CARE India is reaching out to 10,000 households in cyclone affected areas of Odisha with shelter and hygiene kits

Bhubaneswar: Cyclone Fani tore through coastal Odisha, leaving over 500,000 people homeless and displaced. Over 300,000 mud huts with hay or asbestos or corrugated-sheet roofs have completely collapsed, leaving families with children and elderly population at the mercy of life in the open. Shelter is one of the biggest concerns of the survivors, as they start finding their way to normalcy.

CARE has been working in Odisha for 65 years, making Bhubaneswar an important centre of operations. Based on a rapid-needs assessment conducted by CARE India in Odisha, relief distribution is already planned as indicated by the Government in the district of Khordha and Puri which have been severely affected. CARE is reaching out to 10,000 households in the immediate relief phase of the response. Based on CARE ‘s emergency response mandate, the beneficiaries have been selected from the most marginalised communities residing in the remotest geographies.

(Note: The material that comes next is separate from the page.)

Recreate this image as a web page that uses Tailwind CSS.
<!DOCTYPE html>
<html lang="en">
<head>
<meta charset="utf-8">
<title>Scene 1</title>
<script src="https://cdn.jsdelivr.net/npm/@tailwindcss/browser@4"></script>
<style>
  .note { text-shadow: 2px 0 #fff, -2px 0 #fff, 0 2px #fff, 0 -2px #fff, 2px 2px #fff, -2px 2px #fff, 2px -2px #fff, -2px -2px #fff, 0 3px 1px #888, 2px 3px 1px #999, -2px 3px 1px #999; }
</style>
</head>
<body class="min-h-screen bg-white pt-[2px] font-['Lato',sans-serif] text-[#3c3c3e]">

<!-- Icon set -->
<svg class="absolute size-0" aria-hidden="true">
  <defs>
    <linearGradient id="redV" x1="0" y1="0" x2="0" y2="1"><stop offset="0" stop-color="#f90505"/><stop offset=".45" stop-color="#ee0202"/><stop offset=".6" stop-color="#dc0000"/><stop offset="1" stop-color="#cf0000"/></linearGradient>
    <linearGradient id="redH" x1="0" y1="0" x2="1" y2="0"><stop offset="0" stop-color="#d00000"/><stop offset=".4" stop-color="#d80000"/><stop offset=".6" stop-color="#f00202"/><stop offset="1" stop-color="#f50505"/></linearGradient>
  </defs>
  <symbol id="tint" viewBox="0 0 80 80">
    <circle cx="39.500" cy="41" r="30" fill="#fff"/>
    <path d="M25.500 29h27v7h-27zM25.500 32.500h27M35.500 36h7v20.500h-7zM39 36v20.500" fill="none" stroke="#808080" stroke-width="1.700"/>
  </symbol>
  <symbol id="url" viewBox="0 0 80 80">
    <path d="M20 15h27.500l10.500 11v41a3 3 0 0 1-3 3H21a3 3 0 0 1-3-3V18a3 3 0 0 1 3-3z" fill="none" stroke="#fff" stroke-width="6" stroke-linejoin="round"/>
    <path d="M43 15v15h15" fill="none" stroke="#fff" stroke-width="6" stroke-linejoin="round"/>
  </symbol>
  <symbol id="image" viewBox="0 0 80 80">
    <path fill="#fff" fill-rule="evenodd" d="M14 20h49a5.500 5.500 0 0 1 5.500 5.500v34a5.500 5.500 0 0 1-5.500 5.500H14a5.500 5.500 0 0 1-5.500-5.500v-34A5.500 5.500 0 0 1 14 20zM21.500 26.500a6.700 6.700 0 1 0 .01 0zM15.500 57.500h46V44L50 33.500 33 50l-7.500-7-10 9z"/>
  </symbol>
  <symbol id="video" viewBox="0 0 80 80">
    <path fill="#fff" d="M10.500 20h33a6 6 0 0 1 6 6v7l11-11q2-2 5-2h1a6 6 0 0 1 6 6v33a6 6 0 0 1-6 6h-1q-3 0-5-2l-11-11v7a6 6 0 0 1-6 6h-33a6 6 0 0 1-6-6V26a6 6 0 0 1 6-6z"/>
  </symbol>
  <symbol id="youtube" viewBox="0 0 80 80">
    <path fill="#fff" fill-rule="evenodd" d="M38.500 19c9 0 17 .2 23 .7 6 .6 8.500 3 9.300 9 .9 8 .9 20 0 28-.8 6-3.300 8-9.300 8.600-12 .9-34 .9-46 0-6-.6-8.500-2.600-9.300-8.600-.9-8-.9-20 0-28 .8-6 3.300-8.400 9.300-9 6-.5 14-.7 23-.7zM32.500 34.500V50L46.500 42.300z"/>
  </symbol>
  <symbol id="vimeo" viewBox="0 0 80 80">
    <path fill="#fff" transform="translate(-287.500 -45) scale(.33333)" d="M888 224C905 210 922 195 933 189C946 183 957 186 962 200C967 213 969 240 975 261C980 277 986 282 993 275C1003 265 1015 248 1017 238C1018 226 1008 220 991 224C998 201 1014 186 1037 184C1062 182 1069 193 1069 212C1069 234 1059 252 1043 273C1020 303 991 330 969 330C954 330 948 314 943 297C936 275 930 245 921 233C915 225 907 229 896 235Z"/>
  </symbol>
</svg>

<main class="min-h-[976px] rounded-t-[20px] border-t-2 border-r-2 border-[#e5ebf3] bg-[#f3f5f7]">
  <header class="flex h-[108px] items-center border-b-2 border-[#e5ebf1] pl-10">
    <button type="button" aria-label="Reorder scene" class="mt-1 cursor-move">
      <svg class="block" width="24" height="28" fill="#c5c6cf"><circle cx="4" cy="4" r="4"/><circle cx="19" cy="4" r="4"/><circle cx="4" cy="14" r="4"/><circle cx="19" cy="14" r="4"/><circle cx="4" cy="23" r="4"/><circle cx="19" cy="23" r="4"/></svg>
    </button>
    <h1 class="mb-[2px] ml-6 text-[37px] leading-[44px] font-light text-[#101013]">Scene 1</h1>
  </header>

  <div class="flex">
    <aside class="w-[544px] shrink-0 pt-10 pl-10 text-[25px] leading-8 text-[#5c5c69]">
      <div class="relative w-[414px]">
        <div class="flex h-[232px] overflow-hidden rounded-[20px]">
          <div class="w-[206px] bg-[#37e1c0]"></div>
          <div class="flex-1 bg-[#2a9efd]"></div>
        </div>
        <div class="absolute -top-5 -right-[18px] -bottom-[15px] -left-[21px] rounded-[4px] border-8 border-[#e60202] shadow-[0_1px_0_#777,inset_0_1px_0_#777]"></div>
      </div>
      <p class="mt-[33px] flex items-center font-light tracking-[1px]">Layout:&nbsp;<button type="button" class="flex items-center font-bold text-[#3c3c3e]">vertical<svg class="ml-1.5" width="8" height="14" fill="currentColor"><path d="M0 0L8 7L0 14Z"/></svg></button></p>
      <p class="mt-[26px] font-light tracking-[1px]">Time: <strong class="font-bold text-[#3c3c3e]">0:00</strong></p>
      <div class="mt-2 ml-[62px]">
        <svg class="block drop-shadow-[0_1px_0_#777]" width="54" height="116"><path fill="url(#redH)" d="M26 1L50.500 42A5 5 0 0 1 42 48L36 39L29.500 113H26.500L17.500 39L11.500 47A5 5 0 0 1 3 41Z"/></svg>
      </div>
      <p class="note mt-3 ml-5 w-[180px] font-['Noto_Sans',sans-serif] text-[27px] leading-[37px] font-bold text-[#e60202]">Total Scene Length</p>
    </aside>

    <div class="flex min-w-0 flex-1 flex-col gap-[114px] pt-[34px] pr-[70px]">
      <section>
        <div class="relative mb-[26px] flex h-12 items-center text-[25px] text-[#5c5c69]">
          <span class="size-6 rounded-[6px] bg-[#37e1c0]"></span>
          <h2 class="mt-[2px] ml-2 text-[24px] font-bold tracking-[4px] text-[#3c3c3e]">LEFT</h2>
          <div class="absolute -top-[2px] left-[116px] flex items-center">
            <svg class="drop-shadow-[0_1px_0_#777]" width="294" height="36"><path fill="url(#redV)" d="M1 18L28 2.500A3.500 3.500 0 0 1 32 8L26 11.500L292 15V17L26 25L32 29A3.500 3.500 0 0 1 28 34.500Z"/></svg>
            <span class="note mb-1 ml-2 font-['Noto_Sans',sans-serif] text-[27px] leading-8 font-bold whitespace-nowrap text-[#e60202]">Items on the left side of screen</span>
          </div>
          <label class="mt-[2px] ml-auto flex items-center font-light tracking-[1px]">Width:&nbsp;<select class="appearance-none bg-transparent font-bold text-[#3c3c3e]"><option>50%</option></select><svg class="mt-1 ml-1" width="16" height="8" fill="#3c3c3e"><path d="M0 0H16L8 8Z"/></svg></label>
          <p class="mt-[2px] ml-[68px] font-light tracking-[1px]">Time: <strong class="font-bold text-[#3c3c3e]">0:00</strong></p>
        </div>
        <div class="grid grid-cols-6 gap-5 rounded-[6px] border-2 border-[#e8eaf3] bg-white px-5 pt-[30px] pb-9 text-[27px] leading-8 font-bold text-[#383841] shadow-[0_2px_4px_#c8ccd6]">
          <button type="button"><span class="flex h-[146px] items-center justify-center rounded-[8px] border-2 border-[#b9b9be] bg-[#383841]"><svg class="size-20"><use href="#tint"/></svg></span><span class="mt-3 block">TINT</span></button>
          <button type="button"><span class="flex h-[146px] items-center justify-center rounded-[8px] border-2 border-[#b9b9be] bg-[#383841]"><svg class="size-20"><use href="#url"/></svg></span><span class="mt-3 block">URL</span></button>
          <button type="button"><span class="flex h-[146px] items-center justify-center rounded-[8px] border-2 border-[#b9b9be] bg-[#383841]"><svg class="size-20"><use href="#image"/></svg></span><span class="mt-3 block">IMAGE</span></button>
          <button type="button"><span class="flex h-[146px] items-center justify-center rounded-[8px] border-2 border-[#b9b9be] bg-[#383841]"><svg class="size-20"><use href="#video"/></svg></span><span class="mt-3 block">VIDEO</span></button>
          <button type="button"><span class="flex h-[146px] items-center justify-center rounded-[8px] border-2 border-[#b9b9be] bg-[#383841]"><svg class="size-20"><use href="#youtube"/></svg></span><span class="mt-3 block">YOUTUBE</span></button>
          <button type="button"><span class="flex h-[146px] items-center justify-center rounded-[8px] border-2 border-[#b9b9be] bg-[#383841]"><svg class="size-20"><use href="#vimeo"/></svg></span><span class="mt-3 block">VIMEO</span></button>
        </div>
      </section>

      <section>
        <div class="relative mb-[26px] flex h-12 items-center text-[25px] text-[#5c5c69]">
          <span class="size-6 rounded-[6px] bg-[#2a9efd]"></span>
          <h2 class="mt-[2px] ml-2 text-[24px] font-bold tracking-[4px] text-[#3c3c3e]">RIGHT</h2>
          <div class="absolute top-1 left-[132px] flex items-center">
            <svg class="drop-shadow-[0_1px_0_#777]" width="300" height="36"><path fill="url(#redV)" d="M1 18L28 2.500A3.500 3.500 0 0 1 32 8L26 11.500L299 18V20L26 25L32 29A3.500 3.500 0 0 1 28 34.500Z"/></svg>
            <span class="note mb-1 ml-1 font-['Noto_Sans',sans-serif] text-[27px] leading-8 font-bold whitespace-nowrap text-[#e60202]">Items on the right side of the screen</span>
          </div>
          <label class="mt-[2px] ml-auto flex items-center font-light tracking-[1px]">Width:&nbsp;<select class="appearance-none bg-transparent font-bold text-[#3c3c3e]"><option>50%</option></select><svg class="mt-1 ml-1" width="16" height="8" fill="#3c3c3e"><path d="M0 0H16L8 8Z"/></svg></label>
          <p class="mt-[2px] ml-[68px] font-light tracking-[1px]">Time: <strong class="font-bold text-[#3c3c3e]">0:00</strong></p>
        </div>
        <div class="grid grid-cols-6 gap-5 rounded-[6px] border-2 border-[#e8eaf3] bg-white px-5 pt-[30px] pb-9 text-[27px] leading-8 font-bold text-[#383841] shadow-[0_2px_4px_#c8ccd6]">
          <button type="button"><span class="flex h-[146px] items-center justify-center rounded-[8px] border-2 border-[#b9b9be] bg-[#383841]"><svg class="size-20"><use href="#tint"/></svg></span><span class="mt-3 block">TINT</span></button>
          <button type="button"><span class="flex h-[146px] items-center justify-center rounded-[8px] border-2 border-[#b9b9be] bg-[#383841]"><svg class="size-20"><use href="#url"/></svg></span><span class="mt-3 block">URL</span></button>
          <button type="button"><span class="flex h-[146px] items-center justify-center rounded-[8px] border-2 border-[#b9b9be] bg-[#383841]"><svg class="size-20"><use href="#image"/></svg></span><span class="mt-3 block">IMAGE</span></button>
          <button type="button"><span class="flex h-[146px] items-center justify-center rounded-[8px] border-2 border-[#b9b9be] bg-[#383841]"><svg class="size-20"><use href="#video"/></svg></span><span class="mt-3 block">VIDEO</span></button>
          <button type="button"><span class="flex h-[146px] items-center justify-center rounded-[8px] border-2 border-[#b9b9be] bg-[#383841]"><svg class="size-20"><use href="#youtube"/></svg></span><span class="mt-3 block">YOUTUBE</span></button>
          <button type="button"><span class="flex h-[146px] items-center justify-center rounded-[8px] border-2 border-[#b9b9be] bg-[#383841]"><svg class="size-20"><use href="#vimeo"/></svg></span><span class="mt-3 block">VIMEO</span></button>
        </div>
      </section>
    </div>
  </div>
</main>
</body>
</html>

“CARE India’s response strategy is firmly based on providing gender-based response during disasters. Our relief kits are customised to meet these requirements. In Puri and Khordha, there is an urgent need for everyday materials like ropes, tarpaulin and floor mats, while women and girls need sanitary napkins and towels. Since water sources are contaminated with debris, water purification tablets have been included in our relief kits,” said Md Wasi Alam, Acting Head – Disaster Management Unit, CARE India.

Crops, acres of agricultural fields and road-side shops have been obliterated. The entire fishing community in Puri has lost its habitations and fishing equipment. This has a serious impact on their income and food security. While addressing the gender specific requirements of women and girls, CARE India will also try and meet the healthcare requirements of adolescent children, lactating mothers and pregnant women.

“An important concern in the wake of such structural destruction is the increase in open defecation because most of the individual household toilets have been damaged. Those still being used don’t have fresh water supply. Therefore, CARE India will start rebuilding and recovery activities soon with 5000 households, and ensure that the local communities are engaged in the reconstruction and cleaning activities, thereby giving them a source of income,” said Shantamay Chatterjee, CARE India’s Regional Programme Director based in Bhubaneshwar.

CARE has been responding to natural disasters across India for decades including the Super Cyclone in 1999 of similar intensity which have ravaged Odisha. Other key interventions include the Bhuj Earthquake and the Tsunami response in Tamil Nadu where CARE India was involved for over a decade in relief, recovery and rehabilitation. CARE’s emergency relief teams are gender-balanced and trained in emergency response. With climate shift the increased frequency of Cyclones affecting the Eastern Coast of India is being responded by the organisation with higher efficiency and working towards building community resilience.